— PROBLEM —
Copy each line where the word "this" occurs.

Extracted data entries:
↓

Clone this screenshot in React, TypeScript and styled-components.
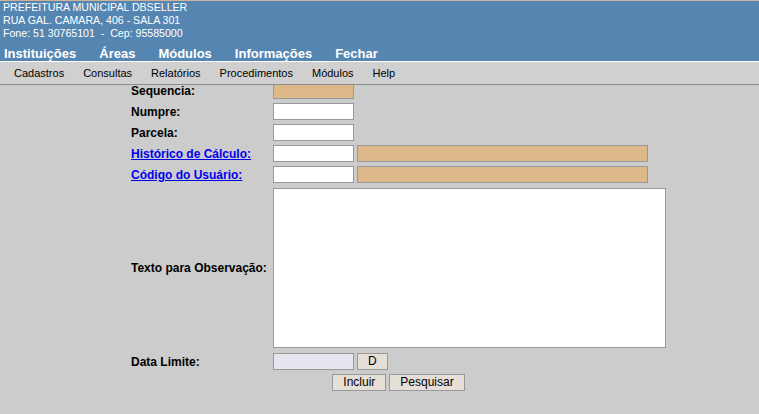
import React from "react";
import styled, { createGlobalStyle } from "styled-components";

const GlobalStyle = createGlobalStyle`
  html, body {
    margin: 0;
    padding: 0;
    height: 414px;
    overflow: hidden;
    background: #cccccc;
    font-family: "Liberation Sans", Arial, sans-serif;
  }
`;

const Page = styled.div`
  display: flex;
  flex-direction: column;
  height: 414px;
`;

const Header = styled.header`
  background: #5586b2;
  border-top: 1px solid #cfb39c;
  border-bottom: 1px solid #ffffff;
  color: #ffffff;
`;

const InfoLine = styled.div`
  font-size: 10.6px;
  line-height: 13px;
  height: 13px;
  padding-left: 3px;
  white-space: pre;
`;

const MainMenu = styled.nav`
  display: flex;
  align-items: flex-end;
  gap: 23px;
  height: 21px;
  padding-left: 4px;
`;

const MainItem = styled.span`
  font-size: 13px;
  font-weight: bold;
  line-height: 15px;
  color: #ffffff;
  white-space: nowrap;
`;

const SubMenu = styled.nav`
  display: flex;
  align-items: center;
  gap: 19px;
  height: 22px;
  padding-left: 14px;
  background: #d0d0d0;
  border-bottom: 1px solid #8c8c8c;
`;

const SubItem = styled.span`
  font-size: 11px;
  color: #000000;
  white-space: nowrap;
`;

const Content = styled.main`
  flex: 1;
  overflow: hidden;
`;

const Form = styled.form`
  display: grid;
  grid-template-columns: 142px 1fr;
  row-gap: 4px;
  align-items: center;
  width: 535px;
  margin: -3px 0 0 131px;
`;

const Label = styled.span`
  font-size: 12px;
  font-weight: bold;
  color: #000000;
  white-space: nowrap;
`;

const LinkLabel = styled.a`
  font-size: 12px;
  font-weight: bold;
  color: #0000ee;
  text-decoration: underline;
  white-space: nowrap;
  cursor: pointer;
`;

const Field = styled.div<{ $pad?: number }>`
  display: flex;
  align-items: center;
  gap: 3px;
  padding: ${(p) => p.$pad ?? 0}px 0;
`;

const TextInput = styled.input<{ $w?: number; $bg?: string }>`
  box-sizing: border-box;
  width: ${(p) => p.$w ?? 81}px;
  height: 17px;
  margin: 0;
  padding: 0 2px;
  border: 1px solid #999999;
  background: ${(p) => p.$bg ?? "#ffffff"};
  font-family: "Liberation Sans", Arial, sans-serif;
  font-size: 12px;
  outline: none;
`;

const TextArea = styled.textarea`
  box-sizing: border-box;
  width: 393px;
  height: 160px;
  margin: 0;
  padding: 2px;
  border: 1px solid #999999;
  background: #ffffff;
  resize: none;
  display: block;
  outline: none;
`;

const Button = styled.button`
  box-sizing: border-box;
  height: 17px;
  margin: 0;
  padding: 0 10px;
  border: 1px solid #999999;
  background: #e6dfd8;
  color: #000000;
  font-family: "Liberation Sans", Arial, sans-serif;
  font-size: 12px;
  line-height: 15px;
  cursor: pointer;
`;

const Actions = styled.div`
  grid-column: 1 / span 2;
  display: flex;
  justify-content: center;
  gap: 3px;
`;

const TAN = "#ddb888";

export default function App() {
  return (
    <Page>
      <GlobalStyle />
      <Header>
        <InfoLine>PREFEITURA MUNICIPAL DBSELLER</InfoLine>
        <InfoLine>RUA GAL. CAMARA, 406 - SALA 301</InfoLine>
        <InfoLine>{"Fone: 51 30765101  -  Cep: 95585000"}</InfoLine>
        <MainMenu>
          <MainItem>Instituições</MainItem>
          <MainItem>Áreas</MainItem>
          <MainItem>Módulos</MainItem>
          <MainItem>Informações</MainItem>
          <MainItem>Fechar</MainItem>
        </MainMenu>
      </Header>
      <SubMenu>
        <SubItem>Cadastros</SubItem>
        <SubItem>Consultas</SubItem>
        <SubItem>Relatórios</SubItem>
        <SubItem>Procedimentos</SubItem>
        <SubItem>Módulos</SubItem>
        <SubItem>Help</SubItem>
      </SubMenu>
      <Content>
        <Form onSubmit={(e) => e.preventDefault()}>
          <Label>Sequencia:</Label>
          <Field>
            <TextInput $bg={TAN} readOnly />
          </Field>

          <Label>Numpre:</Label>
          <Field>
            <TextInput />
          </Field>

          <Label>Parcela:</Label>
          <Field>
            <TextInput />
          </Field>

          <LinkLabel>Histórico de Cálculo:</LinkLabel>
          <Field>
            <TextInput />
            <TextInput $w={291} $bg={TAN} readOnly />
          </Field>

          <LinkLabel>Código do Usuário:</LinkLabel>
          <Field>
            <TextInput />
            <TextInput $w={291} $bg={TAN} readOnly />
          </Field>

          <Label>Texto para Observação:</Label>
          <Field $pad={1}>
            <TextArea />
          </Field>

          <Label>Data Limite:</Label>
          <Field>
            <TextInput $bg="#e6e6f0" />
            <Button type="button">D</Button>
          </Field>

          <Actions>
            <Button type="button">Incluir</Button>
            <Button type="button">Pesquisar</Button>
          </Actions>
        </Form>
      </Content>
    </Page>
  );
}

↑
↓

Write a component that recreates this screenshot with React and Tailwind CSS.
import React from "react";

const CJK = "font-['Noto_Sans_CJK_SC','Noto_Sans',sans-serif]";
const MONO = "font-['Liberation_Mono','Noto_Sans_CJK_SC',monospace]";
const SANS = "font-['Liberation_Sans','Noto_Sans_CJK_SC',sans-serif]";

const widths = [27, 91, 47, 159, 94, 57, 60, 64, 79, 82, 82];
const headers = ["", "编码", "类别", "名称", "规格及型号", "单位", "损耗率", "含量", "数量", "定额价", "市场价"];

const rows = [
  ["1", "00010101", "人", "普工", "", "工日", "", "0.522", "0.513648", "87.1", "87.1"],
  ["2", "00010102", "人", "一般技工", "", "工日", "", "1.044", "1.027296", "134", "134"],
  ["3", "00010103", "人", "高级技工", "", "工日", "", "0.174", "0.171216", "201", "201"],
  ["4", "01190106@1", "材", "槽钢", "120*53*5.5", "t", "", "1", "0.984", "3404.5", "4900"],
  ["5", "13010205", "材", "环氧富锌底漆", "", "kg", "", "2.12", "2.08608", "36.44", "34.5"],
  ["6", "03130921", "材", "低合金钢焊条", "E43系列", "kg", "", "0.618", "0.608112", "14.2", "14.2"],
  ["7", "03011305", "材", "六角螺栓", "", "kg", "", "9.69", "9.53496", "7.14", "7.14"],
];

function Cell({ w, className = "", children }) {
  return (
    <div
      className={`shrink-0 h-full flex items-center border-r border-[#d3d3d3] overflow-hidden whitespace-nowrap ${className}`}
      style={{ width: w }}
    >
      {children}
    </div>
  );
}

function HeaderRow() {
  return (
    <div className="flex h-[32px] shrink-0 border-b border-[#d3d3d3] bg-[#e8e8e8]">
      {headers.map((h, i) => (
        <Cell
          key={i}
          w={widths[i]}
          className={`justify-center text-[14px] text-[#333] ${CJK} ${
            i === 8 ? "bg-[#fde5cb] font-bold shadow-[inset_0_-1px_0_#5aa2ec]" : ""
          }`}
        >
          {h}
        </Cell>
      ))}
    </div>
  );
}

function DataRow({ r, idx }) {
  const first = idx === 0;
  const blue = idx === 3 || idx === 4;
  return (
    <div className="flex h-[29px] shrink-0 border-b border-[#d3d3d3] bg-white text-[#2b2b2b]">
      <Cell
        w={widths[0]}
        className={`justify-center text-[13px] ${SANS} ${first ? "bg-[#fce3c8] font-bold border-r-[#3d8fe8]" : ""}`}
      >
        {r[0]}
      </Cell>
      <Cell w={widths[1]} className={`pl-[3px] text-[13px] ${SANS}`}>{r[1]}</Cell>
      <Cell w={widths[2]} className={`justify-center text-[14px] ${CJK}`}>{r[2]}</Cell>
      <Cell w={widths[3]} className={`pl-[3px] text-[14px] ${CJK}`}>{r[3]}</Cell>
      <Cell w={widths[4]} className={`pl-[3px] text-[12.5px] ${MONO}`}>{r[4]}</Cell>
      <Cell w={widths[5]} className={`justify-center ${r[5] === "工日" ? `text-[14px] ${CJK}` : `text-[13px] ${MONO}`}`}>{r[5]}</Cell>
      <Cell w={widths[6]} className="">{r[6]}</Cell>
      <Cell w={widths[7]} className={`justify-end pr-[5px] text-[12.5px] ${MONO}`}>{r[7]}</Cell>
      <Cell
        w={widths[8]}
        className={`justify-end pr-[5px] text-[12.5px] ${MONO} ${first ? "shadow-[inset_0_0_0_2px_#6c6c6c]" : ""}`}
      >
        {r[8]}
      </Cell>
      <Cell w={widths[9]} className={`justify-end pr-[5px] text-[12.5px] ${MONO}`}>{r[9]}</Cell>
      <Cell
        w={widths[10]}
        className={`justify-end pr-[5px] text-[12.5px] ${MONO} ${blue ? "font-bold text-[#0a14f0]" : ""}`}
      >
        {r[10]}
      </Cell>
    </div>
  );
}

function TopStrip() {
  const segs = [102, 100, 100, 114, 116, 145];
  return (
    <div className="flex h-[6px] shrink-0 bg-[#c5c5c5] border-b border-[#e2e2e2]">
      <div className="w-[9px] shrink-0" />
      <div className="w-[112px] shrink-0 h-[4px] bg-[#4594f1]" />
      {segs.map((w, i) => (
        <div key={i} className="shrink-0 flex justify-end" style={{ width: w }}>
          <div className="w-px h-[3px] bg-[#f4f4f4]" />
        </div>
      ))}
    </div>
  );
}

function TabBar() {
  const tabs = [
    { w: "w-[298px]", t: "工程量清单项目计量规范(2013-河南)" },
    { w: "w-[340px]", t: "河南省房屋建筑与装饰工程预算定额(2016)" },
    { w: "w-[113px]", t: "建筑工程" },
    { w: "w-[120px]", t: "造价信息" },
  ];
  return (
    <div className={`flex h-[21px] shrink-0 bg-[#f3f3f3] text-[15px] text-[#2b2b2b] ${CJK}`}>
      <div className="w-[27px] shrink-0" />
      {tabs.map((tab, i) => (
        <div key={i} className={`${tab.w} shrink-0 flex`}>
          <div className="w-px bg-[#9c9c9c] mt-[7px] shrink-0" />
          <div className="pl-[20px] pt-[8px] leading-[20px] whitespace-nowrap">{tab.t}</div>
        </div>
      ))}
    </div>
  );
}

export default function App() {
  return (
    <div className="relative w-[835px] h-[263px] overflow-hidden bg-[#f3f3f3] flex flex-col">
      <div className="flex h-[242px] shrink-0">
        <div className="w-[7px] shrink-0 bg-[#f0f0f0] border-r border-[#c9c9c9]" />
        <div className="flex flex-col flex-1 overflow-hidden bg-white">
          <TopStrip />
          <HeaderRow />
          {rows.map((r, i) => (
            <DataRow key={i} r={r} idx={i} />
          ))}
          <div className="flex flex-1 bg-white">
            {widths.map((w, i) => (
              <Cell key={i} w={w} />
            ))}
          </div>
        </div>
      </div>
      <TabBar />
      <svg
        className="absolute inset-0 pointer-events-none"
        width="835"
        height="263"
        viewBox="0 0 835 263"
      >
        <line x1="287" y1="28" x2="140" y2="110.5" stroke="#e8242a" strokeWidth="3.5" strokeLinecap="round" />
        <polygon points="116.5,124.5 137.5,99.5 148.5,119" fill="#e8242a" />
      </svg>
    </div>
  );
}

↑

— ANSWER IN FULL —
Clone this screenshot in React, TypeScript and styled-components.
Write a component that recreates this screenshot with React and Tailwind CSS.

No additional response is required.